>>

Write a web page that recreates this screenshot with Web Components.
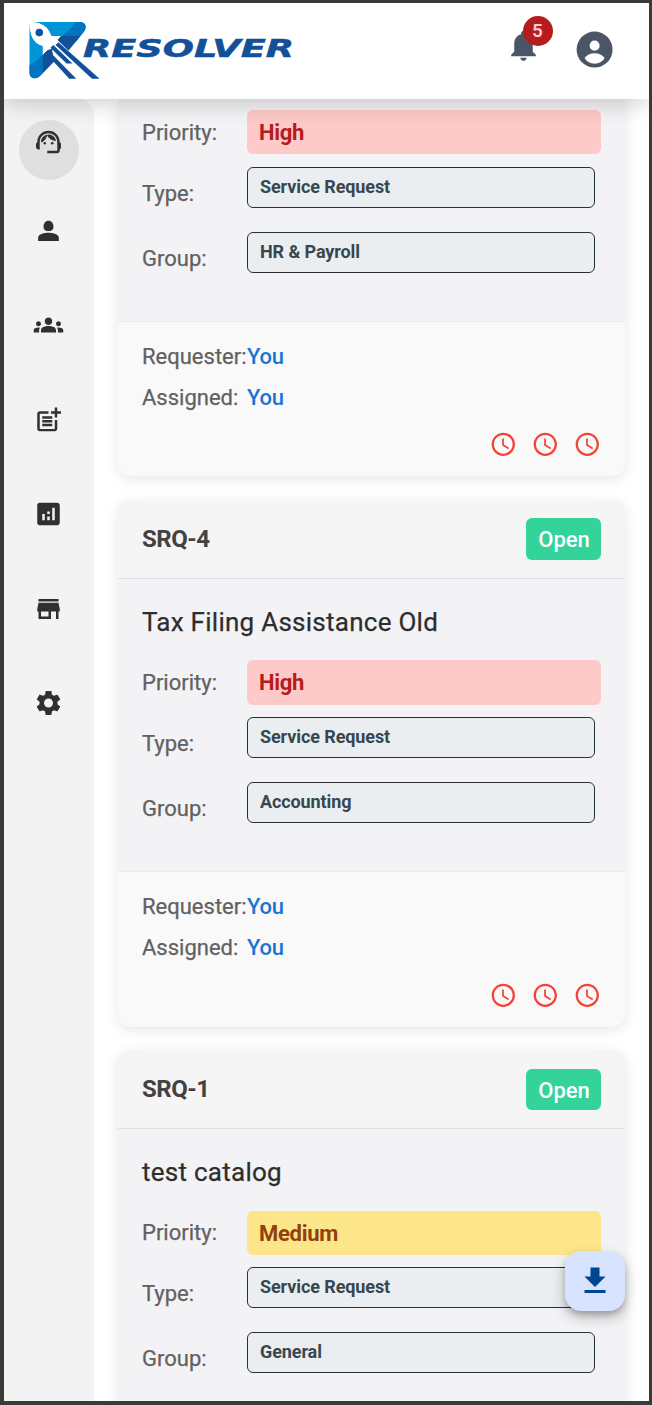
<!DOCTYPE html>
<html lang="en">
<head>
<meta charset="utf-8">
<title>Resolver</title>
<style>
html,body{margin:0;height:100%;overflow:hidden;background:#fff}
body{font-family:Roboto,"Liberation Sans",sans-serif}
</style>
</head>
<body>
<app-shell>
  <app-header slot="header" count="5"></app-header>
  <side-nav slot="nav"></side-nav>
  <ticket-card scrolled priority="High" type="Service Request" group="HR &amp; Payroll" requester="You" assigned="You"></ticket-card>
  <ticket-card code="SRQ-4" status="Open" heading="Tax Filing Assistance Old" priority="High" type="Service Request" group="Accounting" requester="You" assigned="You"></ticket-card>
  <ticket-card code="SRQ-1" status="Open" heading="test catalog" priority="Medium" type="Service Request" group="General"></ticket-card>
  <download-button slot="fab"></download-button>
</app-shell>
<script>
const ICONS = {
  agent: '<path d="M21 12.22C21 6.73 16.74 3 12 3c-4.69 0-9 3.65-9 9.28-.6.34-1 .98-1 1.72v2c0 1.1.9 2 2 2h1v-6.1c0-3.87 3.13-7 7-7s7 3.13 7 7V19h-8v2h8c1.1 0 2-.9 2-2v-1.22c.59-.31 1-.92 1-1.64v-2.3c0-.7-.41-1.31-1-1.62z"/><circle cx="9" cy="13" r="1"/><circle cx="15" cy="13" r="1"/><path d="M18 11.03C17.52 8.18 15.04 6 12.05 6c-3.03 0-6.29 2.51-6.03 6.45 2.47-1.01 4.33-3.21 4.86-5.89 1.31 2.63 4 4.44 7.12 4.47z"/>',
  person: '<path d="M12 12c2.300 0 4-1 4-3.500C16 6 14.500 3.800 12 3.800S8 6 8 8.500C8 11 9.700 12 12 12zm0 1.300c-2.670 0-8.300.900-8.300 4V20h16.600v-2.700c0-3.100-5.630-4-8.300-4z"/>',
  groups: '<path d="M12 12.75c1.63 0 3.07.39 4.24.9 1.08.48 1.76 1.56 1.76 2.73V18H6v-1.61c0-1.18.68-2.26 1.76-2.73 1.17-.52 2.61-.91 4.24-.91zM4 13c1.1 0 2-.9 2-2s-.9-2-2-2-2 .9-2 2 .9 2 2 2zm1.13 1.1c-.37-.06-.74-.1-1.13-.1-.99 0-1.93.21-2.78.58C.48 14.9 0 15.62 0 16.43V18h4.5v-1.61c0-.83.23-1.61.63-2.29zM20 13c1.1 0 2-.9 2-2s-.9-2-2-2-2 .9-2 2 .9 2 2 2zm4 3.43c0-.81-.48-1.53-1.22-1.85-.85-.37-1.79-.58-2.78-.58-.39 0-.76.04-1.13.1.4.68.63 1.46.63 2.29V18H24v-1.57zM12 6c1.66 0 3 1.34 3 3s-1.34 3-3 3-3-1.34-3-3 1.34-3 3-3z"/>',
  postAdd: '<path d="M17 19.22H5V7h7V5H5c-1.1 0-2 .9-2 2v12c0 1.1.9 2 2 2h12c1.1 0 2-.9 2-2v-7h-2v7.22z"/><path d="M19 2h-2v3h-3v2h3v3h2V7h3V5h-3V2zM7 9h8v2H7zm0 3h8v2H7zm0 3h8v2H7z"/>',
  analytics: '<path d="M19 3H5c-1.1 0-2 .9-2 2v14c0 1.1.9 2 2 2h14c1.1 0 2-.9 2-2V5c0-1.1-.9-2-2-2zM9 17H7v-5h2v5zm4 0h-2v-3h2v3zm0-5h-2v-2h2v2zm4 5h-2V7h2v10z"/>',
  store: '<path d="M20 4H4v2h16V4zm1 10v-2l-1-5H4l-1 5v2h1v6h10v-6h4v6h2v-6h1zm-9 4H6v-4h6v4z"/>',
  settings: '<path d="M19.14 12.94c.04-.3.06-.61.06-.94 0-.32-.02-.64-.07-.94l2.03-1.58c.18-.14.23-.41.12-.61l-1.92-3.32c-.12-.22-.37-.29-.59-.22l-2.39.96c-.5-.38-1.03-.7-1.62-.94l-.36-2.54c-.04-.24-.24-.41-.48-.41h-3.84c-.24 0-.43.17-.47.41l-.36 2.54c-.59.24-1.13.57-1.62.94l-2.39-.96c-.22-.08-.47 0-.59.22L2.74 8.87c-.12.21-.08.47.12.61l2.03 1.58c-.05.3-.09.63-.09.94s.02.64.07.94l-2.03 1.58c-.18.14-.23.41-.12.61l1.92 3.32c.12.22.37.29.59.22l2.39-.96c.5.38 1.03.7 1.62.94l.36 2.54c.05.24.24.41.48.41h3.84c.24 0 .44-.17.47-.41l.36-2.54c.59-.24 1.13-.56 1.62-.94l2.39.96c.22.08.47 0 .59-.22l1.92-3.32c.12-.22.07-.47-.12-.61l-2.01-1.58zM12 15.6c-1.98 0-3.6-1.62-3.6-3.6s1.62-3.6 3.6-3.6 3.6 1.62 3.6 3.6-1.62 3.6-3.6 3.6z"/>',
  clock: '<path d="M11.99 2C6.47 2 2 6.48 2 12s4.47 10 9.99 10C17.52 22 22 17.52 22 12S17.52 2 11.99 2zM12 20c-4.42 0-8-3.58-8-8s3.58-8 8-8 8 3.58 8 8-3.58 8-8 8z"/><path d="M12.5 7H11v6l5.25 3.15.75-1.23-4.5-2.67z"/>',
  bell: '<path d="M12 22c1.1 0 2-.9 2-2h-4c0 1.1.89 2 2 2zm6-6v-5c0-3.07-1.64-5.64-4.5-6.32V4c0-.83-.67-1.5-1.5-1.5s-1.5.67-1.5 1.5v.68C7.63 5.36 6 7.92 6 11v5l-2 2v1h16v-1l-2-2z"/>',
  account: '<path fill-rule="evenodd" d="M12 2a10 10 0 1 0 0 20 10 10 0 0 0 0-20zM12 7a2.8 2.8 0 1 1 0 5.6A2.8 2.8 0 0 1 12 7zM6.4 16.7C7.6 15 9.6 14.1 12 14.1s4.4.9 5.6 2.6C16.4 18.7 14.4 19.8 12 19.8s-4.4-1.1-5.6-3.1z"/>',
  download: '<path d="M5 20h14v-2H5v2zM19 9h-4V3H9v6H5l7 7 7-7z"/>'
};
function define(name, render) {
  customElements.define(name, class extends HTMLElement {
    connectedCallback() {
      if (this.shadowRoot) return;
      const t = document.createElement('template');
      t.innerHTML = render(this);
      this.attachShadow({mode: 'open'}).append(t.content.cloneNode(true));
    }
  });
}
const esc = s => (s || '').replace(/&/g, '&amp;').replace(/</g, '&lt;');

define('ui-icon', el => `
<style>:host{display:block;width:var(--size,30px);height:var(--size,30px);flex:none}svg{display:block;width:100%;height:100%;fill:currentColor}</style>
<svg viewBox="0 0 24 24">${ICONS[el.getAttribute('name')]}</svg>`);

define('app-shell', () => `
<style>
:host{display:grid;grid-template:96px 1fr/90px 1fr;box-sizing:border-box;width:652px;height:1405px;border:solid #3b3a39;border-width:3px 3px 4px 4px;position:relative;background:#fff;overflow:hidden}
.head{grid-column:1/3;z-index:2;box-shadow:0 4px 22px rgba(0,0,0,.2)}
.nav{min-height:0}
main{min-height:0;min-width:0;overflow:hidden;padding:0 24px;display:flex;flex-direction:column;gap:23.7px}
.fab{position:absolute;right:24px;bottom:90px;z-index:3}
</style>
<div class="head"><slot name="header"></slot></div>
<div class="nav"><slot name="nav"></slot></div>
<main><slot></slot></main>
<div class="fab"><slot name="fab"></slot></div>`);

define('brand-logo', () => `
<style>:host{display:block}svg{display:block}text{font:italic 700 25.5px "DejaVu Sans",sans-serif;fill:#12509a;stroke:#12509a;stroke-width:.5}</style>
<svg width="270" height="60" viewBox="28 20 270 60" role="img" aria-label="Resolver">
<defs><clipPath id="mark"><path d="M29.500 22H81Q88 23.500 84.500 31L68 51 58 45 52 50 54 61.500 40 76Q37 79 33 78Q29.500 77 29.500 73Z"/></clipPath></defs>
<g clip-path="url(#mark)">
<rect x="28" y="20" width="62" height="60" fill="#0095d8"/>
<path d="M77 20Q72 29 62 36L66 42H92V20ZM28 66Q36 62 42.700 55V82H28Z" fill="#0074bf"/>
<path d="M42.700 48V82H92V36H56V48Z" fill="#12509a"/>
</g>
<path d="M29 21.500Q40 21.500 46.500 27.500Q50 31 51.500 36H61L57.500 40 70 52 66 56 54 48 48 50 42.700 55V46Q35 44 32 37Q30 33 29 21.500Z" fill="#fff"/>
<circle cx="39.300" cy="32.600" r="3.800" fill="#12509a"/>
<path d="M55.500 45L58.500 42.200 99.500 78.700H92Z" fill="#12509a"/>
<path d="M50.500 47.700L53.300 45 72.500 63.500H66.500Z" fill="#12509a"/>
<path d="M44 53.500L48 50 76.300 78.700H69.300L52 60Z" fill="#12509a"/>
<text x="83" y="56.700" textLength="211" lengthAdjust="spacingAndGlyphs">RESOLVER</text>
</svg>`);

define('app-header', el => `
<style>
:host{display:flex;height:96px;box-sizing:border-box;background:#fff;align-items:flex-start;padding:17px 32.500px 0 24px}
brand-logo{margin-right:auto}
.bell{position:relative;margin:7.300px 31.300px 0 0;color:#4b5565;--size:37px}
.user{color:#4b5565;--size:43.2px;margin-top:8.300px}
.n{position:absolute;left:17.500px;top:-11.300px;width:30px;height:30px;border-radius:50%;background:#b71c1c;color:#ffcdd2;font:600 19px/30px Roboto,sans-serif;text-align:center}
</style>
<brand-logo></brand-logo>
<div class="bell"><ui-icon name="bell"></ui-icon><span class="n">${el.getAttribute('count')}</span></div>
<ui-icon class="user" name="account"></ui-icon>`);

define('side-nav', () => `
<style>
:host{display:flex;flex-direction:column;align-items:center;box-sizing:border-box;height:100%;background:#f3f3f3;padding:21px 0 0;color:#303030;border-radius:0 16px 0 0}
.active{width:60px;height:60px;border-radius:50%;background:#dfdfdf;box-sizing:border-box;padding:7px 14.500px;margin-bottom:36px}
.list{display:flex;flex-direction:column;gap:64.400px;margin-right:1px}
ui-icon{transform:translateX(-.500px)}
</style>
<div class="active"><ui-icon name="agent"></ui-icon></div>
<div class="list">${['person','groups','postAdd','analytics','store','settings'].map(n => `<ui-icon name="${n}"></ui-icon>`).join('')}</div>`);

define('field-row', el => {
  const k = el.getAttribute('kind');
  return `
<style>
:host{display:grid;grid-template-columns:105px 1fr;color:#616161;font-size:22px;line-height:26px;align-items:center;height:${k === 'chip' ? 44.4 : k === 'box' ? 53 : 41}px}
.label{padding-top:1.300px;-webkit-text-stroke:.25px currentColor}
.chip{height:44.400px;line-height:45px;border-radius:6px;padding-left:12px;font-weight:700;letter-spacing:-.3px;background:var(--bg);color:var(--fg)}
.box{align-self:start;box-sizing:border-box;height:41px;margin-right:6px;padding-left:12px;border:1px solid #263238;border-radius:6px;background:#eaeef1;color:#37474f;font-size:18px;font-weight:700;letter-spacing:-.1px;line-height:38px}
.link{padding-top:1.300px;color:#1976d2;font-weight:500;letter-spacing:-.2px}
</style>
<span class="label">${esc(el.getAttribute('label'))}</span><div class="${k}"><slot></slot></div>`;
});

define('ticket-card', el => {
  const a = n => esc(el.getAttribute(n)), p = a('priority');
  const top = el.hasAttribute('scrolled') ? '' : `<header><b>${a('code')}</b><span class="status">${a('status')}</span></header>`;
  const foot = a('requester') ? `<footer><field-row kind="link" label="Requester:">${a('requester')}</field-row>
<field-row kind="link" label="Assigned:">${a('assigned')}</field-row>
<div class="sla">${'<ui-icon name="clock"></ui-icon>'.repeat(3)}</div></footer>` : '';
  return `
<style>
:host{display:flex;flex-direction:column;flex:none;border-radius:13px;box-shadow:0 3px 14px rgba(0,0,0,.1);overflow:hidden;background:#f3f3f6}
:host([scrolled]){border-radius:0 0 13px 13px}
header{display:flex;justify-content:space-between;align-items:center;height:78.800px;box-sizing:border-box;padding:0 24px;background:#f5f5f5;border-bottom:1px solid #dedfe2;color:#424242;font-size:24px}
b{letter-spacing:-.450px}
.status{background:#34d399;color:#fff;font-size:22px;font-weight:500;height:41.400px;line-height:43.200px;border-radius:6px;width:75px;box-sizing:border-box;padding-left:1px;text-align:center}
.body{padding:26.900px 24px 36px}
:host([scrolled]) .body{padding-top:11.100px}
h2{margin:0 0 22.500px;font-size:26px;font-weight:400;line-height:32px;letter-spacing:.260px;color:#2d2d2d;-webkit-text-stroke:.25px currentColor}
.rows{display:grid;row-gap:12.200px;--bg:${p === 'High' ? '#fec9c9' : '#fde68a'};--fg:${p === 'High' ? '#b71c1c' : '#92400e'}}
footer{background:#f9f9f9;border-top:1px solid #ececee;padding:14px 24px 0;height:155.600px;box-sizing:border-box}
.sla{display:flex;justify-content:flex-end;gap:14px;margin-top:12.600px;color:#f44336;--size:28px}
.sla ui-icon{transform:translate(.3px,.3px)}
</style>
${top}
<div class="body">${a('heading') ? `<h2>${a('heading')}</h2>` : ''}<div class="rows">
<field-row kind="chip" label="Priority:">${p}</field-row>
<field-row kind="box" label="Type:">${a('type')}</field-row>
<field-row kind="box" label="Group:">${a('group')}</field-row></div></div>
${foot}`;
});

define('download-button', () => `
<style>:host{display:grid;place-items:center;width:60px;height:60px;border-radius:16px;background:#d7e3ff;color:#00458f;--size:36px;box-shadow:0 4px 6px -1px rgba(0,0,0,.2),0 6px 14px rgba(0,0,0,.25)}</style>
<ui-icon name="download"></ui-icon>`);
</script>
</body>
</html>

<<

● **WORK TO BE COMPLETED**: Pick out every line holding the string "this" and return it.

● **TASK OUTPUT**:
Write a web page that recreates this screenshot with Web Components.
      if (this.shadowRoot) return;
      t.innerHTML = render(this);
      this.attachShadow({mode: 'open'}).append(t.content.cloneNode(true));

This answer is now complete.